KCS holiday train stops in Port Arthur; Beaumont visit today
(The following story by Paul S. Martinez appeared on The Enterprise website on November 27.)
PORT ARTHUR ó It wasn't a "choo-choo" train that rolled into Port Arthur Monday; it was a "ho-ho-ho" train.
The Holiday Express, six tourable railcars decorated inside and out in a holiday theme, is making its way through Southeast Texas - with stops Monday in Port Arthur and today in Beaumont.
"It's cool," 8-year-old Zachary Williams said after going through the railcars housing Santa Claus, elves and several elaborate model trains and dioramas at his eye level.
"Science stuff," is what the third-grader at Sam Houston Elementary School requested from Santa as he went through the exhibit with his mother, Tracy, and little brother Laurence, 2.
"Every year the Holiday Express has a theme," said Patti Tamisiea of Kansas City Southern, the railroad company sponsoring the 26-city tour.
Santa Claus is this year's theme, she added.
Kansas City Southern has been operating the Holiday Express since 2000 after the railroad company purchased Gateway Western Railroad Company, Tamisiea said.
Gateway Western, which was based in St. Louis, Mo., used to operate a "Santa Train" that would tour Missouri and Illinois.
"KCS employees noticed that the Santa Train was the only Christmas some kids had," Tamisiea said. "The employees were so touched that they committed to elevating the project to the experience that communities enjoy today."
Volunteers spend 8,000 hours a year transforming the four retired box cars and two cabooses into the holiday wonderland on rails that it is.
Kansas City Southern also raises money for the Salvation Army - 149 $25 Wal-Mart gift cards were donated to the chapter in Port Arthur on Monday.
"It's people like this who make a merry Christmas possible for many people," said Capt. Leonel Ortiz of the Port Arthur Salvation Army.
The railcars are tended by volunteers in elf suits like Ronnie Rode, a Port Arthur native who now lives in Humble.
He took one week of his vacation to volunteer for one leg of the three-week, eight-state tour.
He gets fulfillment from watching children's faces light up when the Holiday Express rolls into town.

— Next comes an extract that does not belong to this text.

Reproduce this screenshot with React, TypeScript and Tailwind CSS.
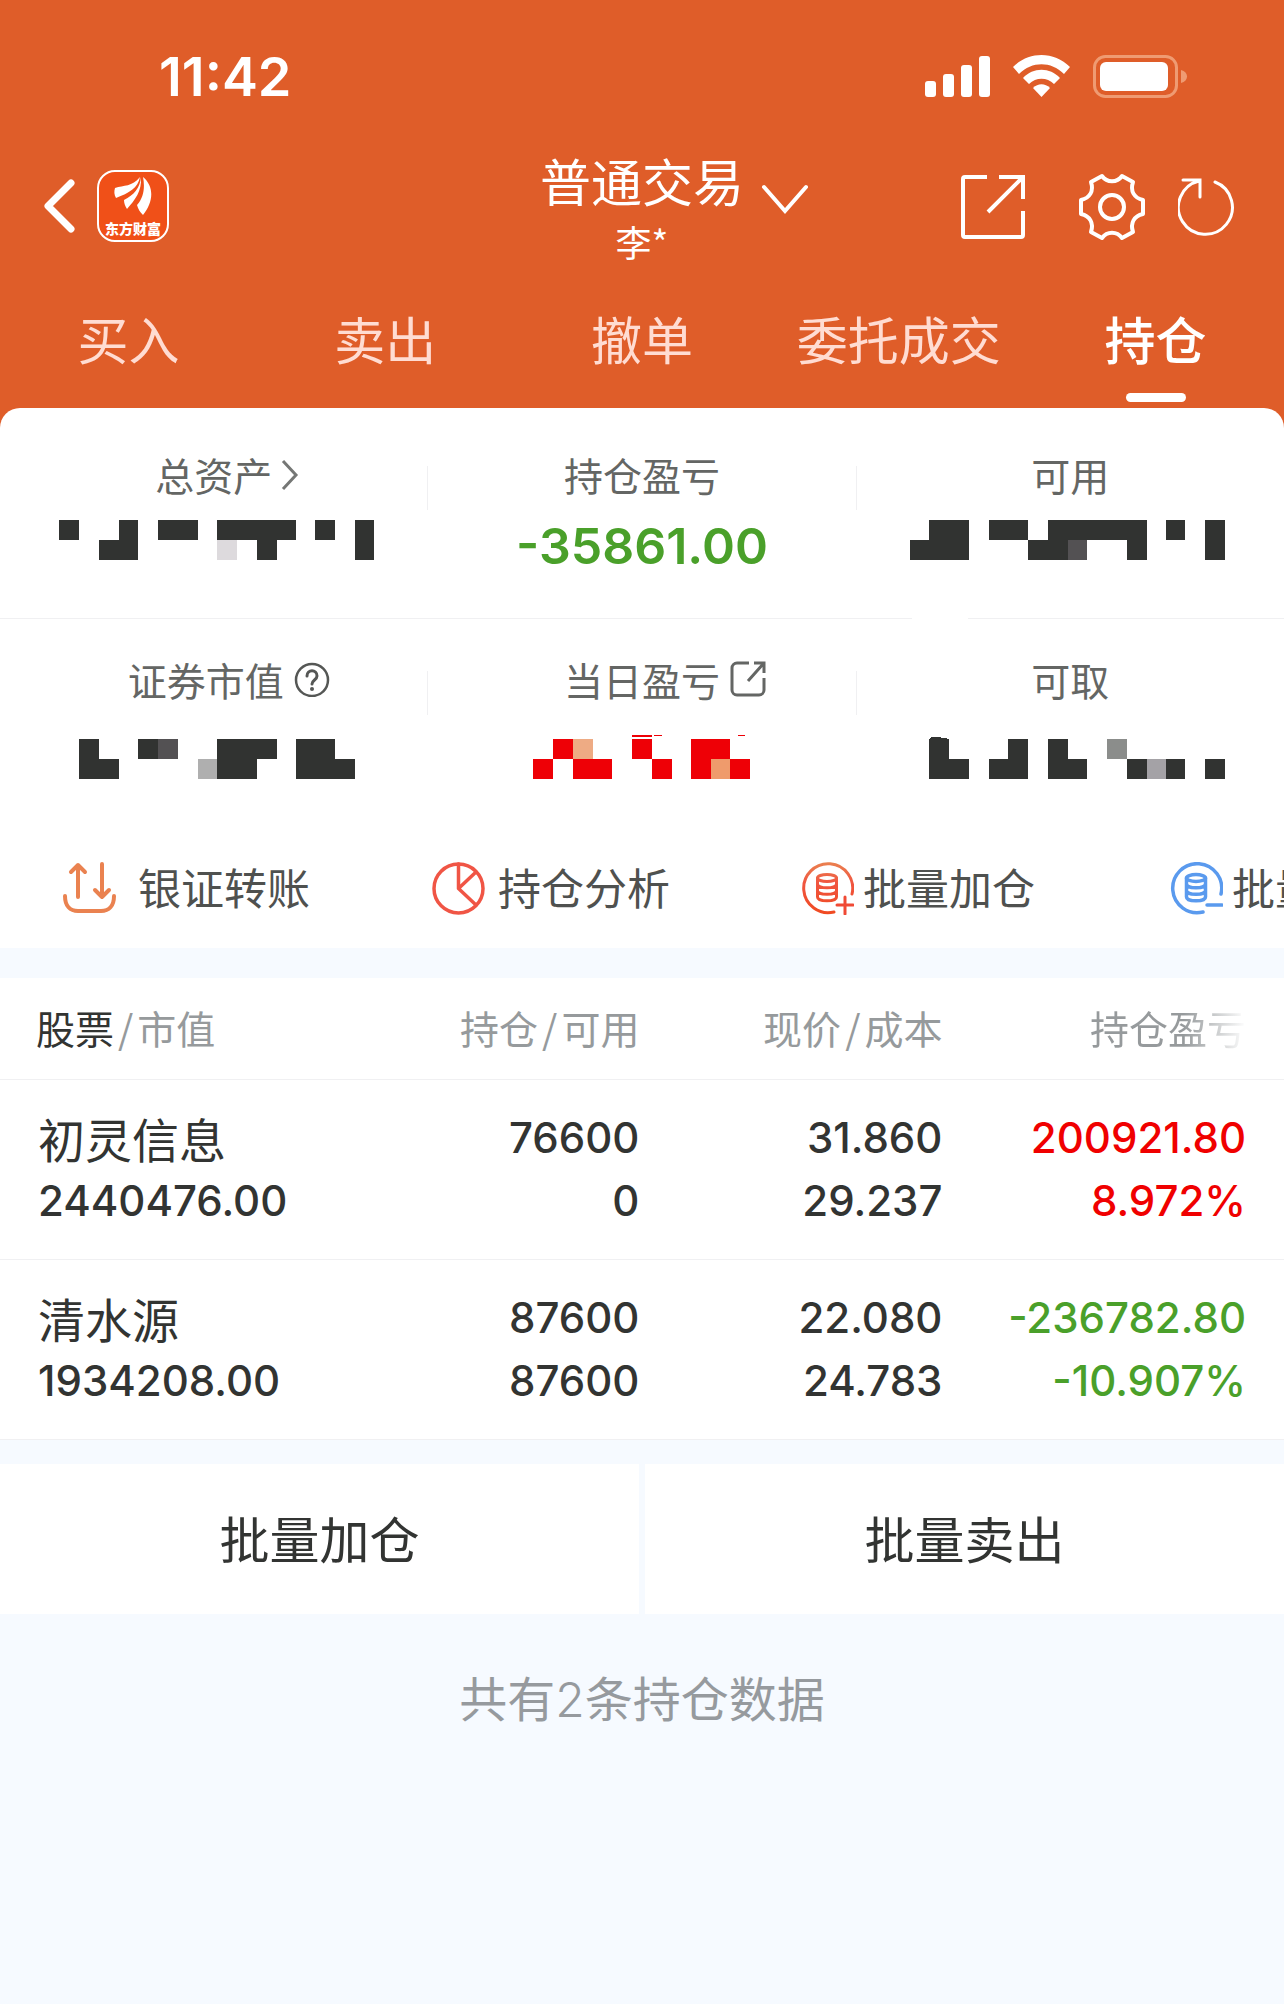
import React from 'react';

type Cell = [col: number, row: number, span: number, color?: string];

const DARK = '#313331';
const RED = '#ee0006';

// Hidden amounts: blocks on a grid of 65 columns across the three panels
const CELL_WIDTH = 19.75;

const hiddenAmounts: Record<string, Cell[]> = {
  total: [
    [3, 0, 1], [6, 0, 1], [8, 0, 2], [11, 0, 4], [16, 0, 1], [18, 0, 1],
    [5, 1, 2], [11, 1, 1, '#dddadd'], [13, 1, 1], [18, 1, 1],
  ],
  available: [
    [47, 0, 2], [50, 0, 2], [53, 0, 5], [59, 0, 1], [61, 0, 1],
    [46, 1, 3], [52, 1, 2], [54, 1, 1, '#535153'], [57, 1, 1], [61, 1, 1],
  ],
  market: [
    [4, 0, 1], [7, 0, 1], [8, 0, 1, '#535153'], [11, 0, 3], [15, 0, 2],
    [4, 1, 2], [10, 1, 1, '#afafaf'], [11, 1, 2], [15, 1, 3],
  ],
  today: [
    [28, 0, 1, RED], [29, 0, 1, '#eeab84'], [32, 0, 1, RED], [35, 0, 2, RED],
    [27, 1, 1, RED], [29, 1, 2, RED], [33, 1, 1, RED], [35, 1, 1, RED],
    [36, 1, 1, '#ef9b6c'], [37, 1, 1, RED],
  ],
  withdrawable: [
    [47, 0, 1], [51, 0, 1], [53, 0, 1], [56, 0, 1, '#8b8d8b'],
    [47, 1, 2], [50, 1, 2], [53, 1, 2], [57, 1, 1], [58, 1, 1, '#a4a2a6'],
    [59, 1, 1], [61, 1, 1],
  ],
};

const HiddenAmount: React.FC<{ name: string; panel: number; children?: React.ReactNode }> = ({
  name,
  panel,
  children,
}) => (
  <svg
    className="block w-full overflow-visible"
    viewBox={`${panel * 428} 0 428 40`}
    shapeRendering="crispEdges"
    aria-hidden="true"
  >
    {hiddenAmounts[name].map(([col, row, span, color]) => (
      <rect
        key={`${col}-${row}`}
        x={Math.round(col * CELL_WIDTH)}
        y={row * 20}
        width={Math.round((col + span) * CELL_WIDTH) - Math.round(col * CELL_WIDTH)}
        height={20}
        fill={color ?? DARK}
      />
    ))}
    {children}
  </svg>
);

const StatusBar = () => (
  <div className="flex h-[136px] items-center justify-between pt-[18px] pr-[96px] pl-[159px]">
    <span className="font-['Inter',sans-serif] text-[54px] leading-none font-semibold">11:42</span>
    <svg className="h-[44px] w-[264px]" viewBox="924 54 264 44" fill="#fff" aria-hidden="true">
      <rect x="925" y="80" width="11" height="16" rx="3" />
      <rect x="943" y="73" width="11" height="23" rx="3" />
      <rect x="961" y="64" width="11" height="32" rx="3" />
      <rect x="979" y="55" width="11" height="41" rx="3" />
      <path d="M1013 66c16-16 41-16 57 0l-6 7c-13-13-32-13-45 0z" />
      <path d="M1023 77c10-11 27-11 37 0l-6 6c-7-7-18-7-25 0z" />
      <path d="M1033 87c5-5 12-5 17 0l-8.500 9z" />
      <rect x="1094.500" y="55.500" width="82" height="40" rx="11" fill="none" stroke="#ef9b72" strokeWidth="3" />
      <rect x="1100" y="61" width="68" height="29" rx="6" />
      <path d="M1181 69c8 2 8 11 0 13z" fill="#ef9b72" />
    </svg>
  </div>
);

const AppLogo = () => (
  <div className="flex size-[72px] flex-col items-center justify-between rounded-[18px] border-2 border-white bg-[#f05018] pt-1 pb-1">
    <svg className="h-10 w-[38px]" viewBox="0 0 38 40" fill="#fff" aria-hidden="true">
      <path d="M1 12c9-3 17-1 25-11-2 11-11 16-24 21-2-3-2-7-1-10z" />
      <path d="M27 1c1 14-6 23-14 32-2-3-3-6-3-9C20 19 26 12 27 1z" />
      <path d="M29 1c12 10 10 26 0 38-3-3-5-6-6-10 7-8 8-18 6-28z" />
    </svg>
    <span className="text-[14px] leading-4 font-black">东方财富</span>
  </div>
);

const Header = () => (
  <div className="grid h-[140px] grid-cols-[1fr_auto_1fr] items-center">
    <div className="flex items-center gap-[21px] pl-[42px]">
      <button aria-label="返回">
        <svg className="h-[56px] w-[34px]" viewBox="0 0 34 56" fill="none" stroke="#fff" strokeWidth="7" strokeLinecap="round" strokeLinejoin="round">
          <path d="M29 5 6 28l23 23" />
        </svg>
      </button>
      <AppLogo />
    </div>
    <button className="relative flex flex-col items-center pt-[10px]">
      <span className="text-[51px] leading-[60px]">普通交易</span>
      <span className="text-[36px] leading-[62px]">李*</span>
      <svg className="absolute top-[44px] left-full ml-[17px] h-8 w-[48px]" viewBox="0 0 48 32" fill="none" stroke="#fff" strokeWidth="4" strokeLinecap="round">
        <path d="m3 3 21 24L45 3" />
      </svg>
    </button>
    <div className="flex items-center justify-end pt-[2px] pr-[46px]">
      <button aria-label="分享" className="mr-[53px]">
        <svg className="size-16" viewBox="0 0 64 64" fill="none" stroke="#fff" strokeWidth="4">
          <path d="M26 2H4a2 2 0 0 0-2 2v56a2 2 0 0 0 2 2h56a2 2 0 0 0 2-2V36M38 2h24v22M62 2 27 37" />
        </svg>
      </button>
      <button aria-label="设置" className="mr-8">
        <svg className="size-[68px]" viewBox="0 0 68 68" fill="none" stroke="#fff" strokeWidth="4" strokeLinejoin="round">
          <path d="M24 3c5 7 15 7 20 0l11 6c-3 9 1 16 10 18v14c-9 2-13 9-10 18l-11 6c-5-7-15-7-20 0l-11-6c3-9-1-16-10-18V27c9-2 13-9 10-18z" />
          <circle cx="34" cy="34" r="12" />
        </svg>
      </button>
      <button aria-label="刷新">
        <svg className="size-[60px]" viewBox="0 0 60 60" fill="none" stroke="#fff" strokeWidth="3" strokeLinecap="round">
          <path d="M37 5a27 27 0 1 1-16-1M5 3h17v17" />
        </svg>
      </button>
    </div>
  </div>
);

const tabs = ['买入', '卖出', '撤单', '委托成交', '持仓'];

const Tabs = () => (
  <nav className="grid grid-cols-5">
    {tabs.map((tab) => {
      const active = tab === '持仓';
      return (
        <button
          key={tab}
          className={`flex h-[132px] flex-col items-center justify-between pt-[26px] pb-[6px] text-[51px] leading-[72px] ${
            active ? 'font-medium text-white' : 'text-[#ffdcd2]'
          }`}
        >
          {tab}
          {active && <span className="h-[9px] w-[60px] rounded-full bg-white" />}
        </button>
      );
    })}
  </nav>
);

interface StatProps {
  label: string;
  icon?: React.ReactNode;
  labelClass?: string;
  children: React.ReactNode;
}

const Stat: React.FC<StatProps> = ({ label, icon, labelClass = '', children }) => (
  <div>
    <div className={`flex justify-center text-[39px] leading-[56px] text-[#646664] ${labelClass}`}>
      <span className="relative">
        {label}
        {icon && <span className="absolute top-0 left-full flex h-full items-center">{icon}</span>}
      </span>
    </div>
    {children}
  </div>
);

const Divider = () => <div className="mt-5 h-11 w-px bg-[#f0f0f2]" />;

const Summary = () => (
  <section className="rounded-t-[20px] bg-white">
    <div className="grid h-[210px] grid-cols-[1fr_1px_1fr_1px_1fr] pt-[38px]">
      <Stat
        label="总资产"
        icon={
          <svg className="ml-2 h-9 w-5" viewBox="0 0 20 36" fill="none" stroke="#757775" strokeWidth="3">
            <path d="m3 5 13 14L3 33" />
          </svg>
        }
      >
        <div className="pt-[18px]">
          <HiddenAmount name="total" panel={0} />
        </div>
      </Stat>
      <Divider />
      <Stat label="持仓盈亏">
        <p className="pt-3 text-center font-['Inter',sans-serif] text-[50px] leading-[64px] font-semibold text-[#4aa02a]">
          -35861.00
        </p>
      </Stat>
      <Divider />
      <Stat label="可用">
        <div className="pt-[18px]">
          <HiddenAmount name="available" panel={2} />
        </div>
      </Stat>
    </div>
    <div className="grid grid-cols-[71%_1fr] gap-14">
      <span className="h-px bg-[#f0f0f2]" />
      <span className="h-px bg-[#f0f0f2]" />
    </div>
    <div className="grid h-[204px] grid-cols-[1fr_1px_1fr_1px_1fr] pt-8">
      <Stat
        label="证券市值"
        labelClass="pr-4"
        icon={
          <svg className="ml-2.5 size-9" viewBox="0 0 36 36" fill="none" stroke="#555755" strokeWidth="3">
            <circle cx="18" cy="19" r="16" strokeWidth="2.500" />
            <path d="M13 15c0-7 10-7 10 0 0 4-5 4-5 8" strokeLinecap="round" />
            <circle cx="18" cy="28" r="2" fill="#555755" stroke="none" />
          </svg>
        }
      >
        <div className="pt-8">
          <HiddenAmount name="market" panel={0} />
        </div>
      </Stat>
      <Divider />
      <Stat
        label="当日盈亏"
        icon={
          <svg className="ml-2.5 size-9" viewBox="0 0 36 36" fill="none" stroke="#646664" strokeWidth="3">
            <path d="M19 2H7a5 5 0 0 0-5 5v22a5 5 0 0 0 5 5h22a5 5 0 0 0 5-5V17M24 2h10v10M34 2 18 20" />
          </svg>
        }
      >
        <div className="pt-8">
          <HiddenAmount name="today" panel={1}>
            <path d="M632-4q10 1 20 0v2h-20zM654-4h8v1h-8zM737-3q4-2 9-1v1h-7z" fill={RED} />
          </HiddenAmount>
        </div>
      </Stat>
      <Divider />
      <Stat label="可取">
        <div className="pt-8">
          <HiddenAmount name="withdrawable" panel={2}>
            <path d="M929 0l1-2h10v1h6v1z" fill={DARK} />
          </HiddenAmount>
        </div>
      </Stat>
    </div>
  </section>
);

const Coins = () => (
  <>
    <ellipse cx="26" cy="16" rx="9.500" ry="3.500" />
    <path d="M16.500 16v19c0 5 19 5 19 0V16M16.500 22c0 5 19 5 19 0M16.500 28.500c0 5 19 5 19 0" />
  </>
);

const actions = [
  {
    label: '银证转账',
    gap: 'gap-[22px]',
    icon: (
      <g stroke="#ea8250" strokeWidth="4">
        <path d="M15 35V3M8 10l7-7 7 7M39 2v33M32 28l7 7 7-7" />
        <path d="M2 34c0 10 5 15 13 15h23c8 0 13-5 13-15" />
      </g>
    ),
  },
  {
    label: '持仓分析',
    gap: 'gap-[13px]',
    icon: (
      <g stroke="#f05545" strokeWidth="3.500">
        <circle cx="26.500" cy="26.500" r="24.500" />
        <path d="M26.500 2v24.500L44 43M26.500 26.500 44 10" />
      </g>
    ),
  },
  {
    label: '批量加仓',
    gap: 'gap-[9px]',
    icon: (
      <g stroke="url(#add)" strokeWidth="3">
        <defs>
          <linearGradient id="add" gradientUnits="userSpaceOnUse" x1="0" y1="0" x2="0" y2="53">
            <stop offset="0" stopColor="#ea8250" />
            <stop offset="0.4" stopColor="#f05540" />
            <stop offset="1" stopColor="#f04a20" />
          </linearGradient>
        </defs>
        <path d="M51 32A24.500 24.500 0 1 0 33 50" />
        <Coins />
        <path d="M36 43h16M44 35v17" stroke="#f04a35" />
      </g>
    ),
  },
  {
    label: '批量卖出',
    gap: 'gap-[9px]',
    icon: (
      <g stroke="#5a9aee" strokeWidth="3.500">
        <path d="M51 32A24.500 24.500 0 1 0 33 50" />
        <Coins />
        <path d="M37 43h15" />
      </g>
    ),
  },
];

const QuickActions = () => (
  <div className="flex h-[125px] overflow-hidden bg-white pt-[6px] pl-[63px] font-['Inter','Noto_Sans_CJK_SC',sans-serif]">
    {actions.map((action) => (
      <button
        key={action.label}
        className={`flex w-[369px] shrink-0 items-center text-[43px] leading-[60px] text-[#4f514f] ${action.gap}`}
      >
        <svg className="size-[53px] shrink-0" viewBox="0 0 53 53" fill="none" strokeLinecap="round" strokeLinejoin="round">
          {action.icon}
        </svg>
        {action.label}
      </button>
    ))}
  </div>
);

const holdings = [
  {
    name: '初灵信息',
    value: '2440476.00',
    shares: '76600',
    usable: '0',
    price: '31.860',
    cost: '29.237',
    profit: '200921.80',
    rate: '8.972%',
    tone: 'text-[#f00000]',
  },
  {
    name: '清水源',
    value: '1934208.00',
    shares: '87600',
    usable: '87600',
    price: '22.080',
    cost: '24.783',
    profit: '-236782.80',
    rate: '-10.907%',
    tone: 'text-[#4aa02a]',
  },
];

const Pair: React.FC<{ top: string; bottom: string }> = ({ top, bottom }) => (
  <>
    <div>{top}</div>
    <div>{bottom}</div>
  </>
);

const Holdings = () => (
  <table className="mt-[30px] w-full table-fixed bg-white text-[#323432]">
    <thead className="text-[39px] leading-[56px] text-[#969a9c]">
      <tr className="h-[101px] border-b border-[#f0f0f2] text-right">
        <th className="w-[26.2%] pb-[3px] pl-9 text-left font-normal">
          <span className="text-[#323432]">股票</span>
          <span className="px-1">/</span>市值
        </th>
        <th className="w-[23.6%] pb-[3px] font-normal">持仓<span className="px-1">/</span>可用</th>
        <th className="w-[23.6%] pb-[3px] font-normal">现价<span className="px-1">/</span>成本</th>
        <th className="pr-[38px] pb-[3px] font-normal">
          <span className="bg-linear-to-r from-[#969a9c] from-60% to-white bg-clip-text text-transparent">
            持仓盈亏
          </span>
        </th>
      </tr>
    </thead>
    <tbody className="font-['Inter',sans-serif] text-[42px] leading-[63px] font-medium">
      {holdings.map((item) => (
        <tr key={item.name} className="h-[180px] border-b border-[#f0f0f2] text-right">
          <td className="pl-[38px] text-left">
            <div className="font-['Noto_Sans_CJK_SC',sans-serif] text-[47px] font-normal">{item.name}</div>
            <div>{item.value}</div>
          </td>
          <td><Pair top={item.shares} bottom={item.usable} /></td>
          <td><Pair top={item.price} bottom={item.cost} /></td>
          <td className={`pr-[38px] ${item.tone}`}>
            <Pair top={item.profit} bottom={item.rate} />
          </td>
        </tr>
      ))}
    </tbody>
  </table>
);

export default function App() {
  return (
    <div className="min-h-screen bg-[#f6faff] font-['Noto_Sans_CJK_SC',sans-serif]">
      <div className="bg-[#df5d29]">
        <header className="text-white">
          <StatusBar />
          <Header />
          <Tabs />
        </header>
        <Summary />
      </div>
      <QuickActions />
      <Holdings />
      <div className="mt-6 grid grid-cols-2 gap-[6px] text-[50px] leading-[72px] text-[#323432]">
        <button className="h-[150px] bg-white pb-[3px]">批量加仓</button>
        <button className="h-[150px] bg-white pb-[3px]">批量卖出</button>
      </div>
      <p className="pt-[46px] text-center text-[48px] leading-[72px] text-[#969a9e]">
        共有<span className="font-['Inter',sans-serif] font-light">2</span>条持仓数据
      </p>
    </div>
  );
}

"A few years ago, we were getting into Vicksburg, Miss. There was an elementary school and the children - I mean the entire school - lined the fence to watch the train go by," he recalled. "When it got to the Holiday Express cars (which are pulled at the back of the train) you should have seen how happy the children became - words can't describe the feeling when you see something like that."